Mato Grosso do Sul is just one part of Brazil's sprawling center-western farming belt — where 16 million people live in an area the size of Alaska.

The region's boom can be seen In Campo Grande, where glitzy restaurants like a Peruvian-Japanese fusion spot are popping up, as well as gated communities with tennis courts and dealerships for Jaguars, Land Rovers and Harley-Davidsons.

Brazilian agribusiness has thrived in recent years — regardless of government, and despite national economic downturns — thanks largely to exports to China that began surging in the early 2000s.

While Bolsonaro is building on his advantage in Mato Grosso do Sul, da Silva and the left are being left behind. There are many roadside billboards supporting Bolsonaro here, but few for da Silva.

That’s a lament of hardcore leftist Militino Domingos de Arruda, 78, a former cattle tender who now collects recyclables to survive. He points to the fact that tens of millions of Brazilians are going hungry as evidence the nation’s agribusiness model is more focused on feeding foreigners.

He complains that da Silva — universally known as Lula — hadn’t effectively surrendered the region as he prioritized stumping in other areas.

“His campaign here is so subdued that I can rarely get stickers, flags and things I need to bring in more voters,” said de Arruda at his home, surrounded by Workers’ Party flags and da Silva posters. “Lula didn’t even come here.”

Da Silva has tried to gain traction in the agribusiness world winning the runoff endorsement of moderate Sen. Simone Tebet. She is also from Mato Grosso do Sul, where her family has vast landholdings in sugarcane and other crops. Tebet, 52, finished a distant third in the first round, then threw her weight behind da Silva.

“It was the toughest decision of my life,” Tebet told The Associated Press by phone in between campaign events. “I saw a very conservative Congress being elected, governors going for Bolsonaro and the democratic center I’m part of basically crumbling. I had never campaigned with the Workers’ Party.”

Tebet believes Brazil’s agribusiness embraced Bolsonaro due to outdated fears of the nation’s Landless Workers Movement which for decades occupied idle land and responded with violence when forcibly expelled. The movement is also a staunch supporter of the Workers’ Party.

Tebet said Bolsonaro’s conservative nationalism also plays well in farm country.

“But this can change if Lula wins. I know my state. I know our agribusiness also fears closing markets abroad due to Bolsonaro’s anti-environment agenda,” Tebet said.

Jaime Verruck, the agriculture secretary of Mato Grosso do Sul’s center-right government, said he saw Cristina as a possible head of Brazil's Senate.

“Bolsonaro’s administration was saved by Cristina’s Agriculture Ministry. It was the only good thing he had to show in international forums,” he said.

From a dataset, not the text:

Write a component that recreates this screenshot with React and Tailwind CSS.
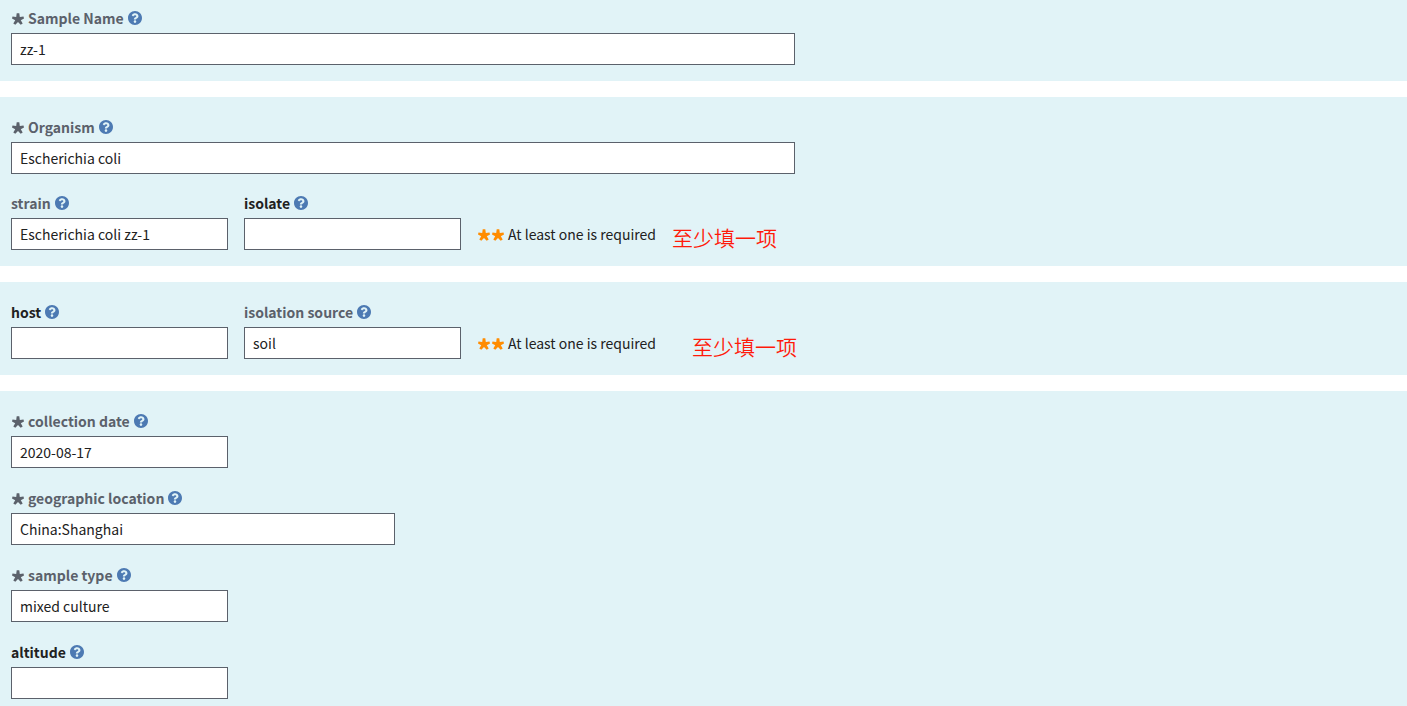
import React, { useState } from 'react';

const WIDTHS = {
  full: 'w-[784px] max-w-full',
  medium: 'w-96 max-w-full',
  small: 'w-[217px]',
};

function StarIcon({ className }) {
  return (
    <svg viewBox="0 0 14 14" className={`h-3.5 w-3.5 shrink-0 ${className}`} fill="currentColor" aria-hidden="true">
      <path d="M5.700 2.200h2.600l.5 3.700 3.700-.5.5 2-3.200 1.800 1.900 3.200-2 1.400L7 11.100l-2.700 2.700-2-1.400 1.900-3.200L1 7.400l.5-2 3.700.5z" />
    </svg>
  );
}

function HelpButton({ name }) {
  return (
    <button type="button" aria-label={`Help for ${name}`} className="ml-1 shrink-0 text-[#4d7ab3]">
      <svg viewBox="8 8 496 496" className="h-3.5 w-3.5" fill="currentColor" aria-hidden="true">
        <path d="M504 256c0 136.997-111.043 248-248 248S8 392.997 8 256C8 119.083 119.043 8 256 8s248 111.083 248 248zM262.655 90c-54.497 0-89.255 22.957-116.549 63.758-3.536 5.286-2.353 12.415 2.715 16.258l34.699 26.31c5.205 3.947 12.621 3.008 16.665-2.122 17.864-22.658 30.113-35.797 57.303-35.797 20.429 0 45.698 13.148 45.698 32.958 0 14.976-12.363 22.667-32.534 33.976C247.128 238.528 216 254.941 216 296v4c0 6.627 5.373 12 12 12h56c6.627 0 12-5.373 12-12v-1.333c0-28.462 83.186-29.647 83.186-106.667 0-58.002-60.165-102-116.531-102zM256 338c-25.365 0-46 20.635-46 46 0 25.364 20.635 46 46 46s46-20.636 46-46c0-25.364-20.635-46-46-46z" />
      </svg>
    </button>
  );
}

function Field({ id, label, initial = '', required, optional, size = 'small' }) {
  const [value, setValue] = useState(initial);

  return (
    <div className="min-w-0">
      <div className="flex h-7 items-center pb-0.5">
        {required && <StarIcon className="mr-[3px] text-[#5b616b]" />}
        <label htmlFor={id} className={`font-bold ${optional ? 'text-[#212121]' : 'text-[#5b616b]'}`}>
          {label}
        </label>
        <HelpButton name={label} />
      </div>
      <input
        id={id}
        type="text"
        value={value}
        onChange={(e) => setValue(e.target.value)}
        className={`block h-8 border border-[#5b616b] bg-white px-2 text-[#212121] ${WIDTHS[size]}`}
      />
    </div>
  );
}

// Shown next to a pair of fields where either one will do
function EitherHint({ children }) {
  return (
    <div className="flex h-8 items-center">
      <StarIcon className="text-[#ff8c00]" />
      <StarIcon className="mr-[3px] text-[#ff8c00]" />
      <span>At least one is required</span>
      {children}
    </div>
  );
}

function Section({ className = 'pt-[17px]', children }) {
  return <section className={`bg-[#e1f3f7] px-[11px] pb-4 ${className}`}>{children}</section>;
}

export default function App() {
  return (
    <form className="flex flex-col gap-4 font-['Noto_Sans_CJK_SC',sans-serif] text-[14px] leading-5 text-[#212121]">
      <Section className="pt-[5px]">
        <Field id="sample-name" label="Sample Name" initial="zz-1" required size="full" />
      </Section>

      <Section className="flex flex-col gap-4 pt-[17px]">
        <Field id="organism" label="Organism" initial="Escherichia coli" required size="full" />
        <div className="flex items-end gap-4">
          <Field id="strain" label="strain" initial="Escherichia coli zz-1" />
          <Field id="isolate" label="isolate" optional />
          <EitherHint>
            <span lang="zh" className="ml-4 pt-1.5 text-[21px] font-[350] text-[#ff1a0a]">至少填一项</span>
          </EitherHint>
        </div>
      </Section>

      <Section>
        <div className="flex items-end gap-4">
          <Field id="host" label="host" optional />
          <Field id="isolation-source" label="isolation source" initial="soil" />
          <EitherHint>
            <span lang="zh" className="ml-9 pt-1.5 text-[21px] font-[350] text-[#ff1a0a]">至少填一项</span>
          </EitherHint>
        </div>
      </Section>

      <Section className="flex flex-col gap-[17px] pt-[17px]">
        <Field id="collection-date" label="collection date" initial="2020-08-17" required />
        <Field id="geographic-location" label="geographic location" initial="China:Shanghai" required size="medium" />
        <Field id="sample-type" label="sample type" initial="mixed culture" required />
        <Field id="altitude" label="altitude" optional />
      </Section>
    </form>
  );
}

Cristina has resonated with Maria Nelzira, 36, a Black woman who studied pedagogy and now chairs a local farm cooperative. In the past, that profile would make her a da Silva supporter — and indeed she was in the past. But she said she will vote for Bolsonaro because she feels he and Cristina boosted her business with initiatives to regularize land ownership and access loans from state banks.

“They corrected the mess, addressed key bureaucratic problems when they started and that had a big impact for our cooperative,” Nelzira said. “Our income rose, we have more assistance now. Family farming has visibility now, people understand we help feed the country.”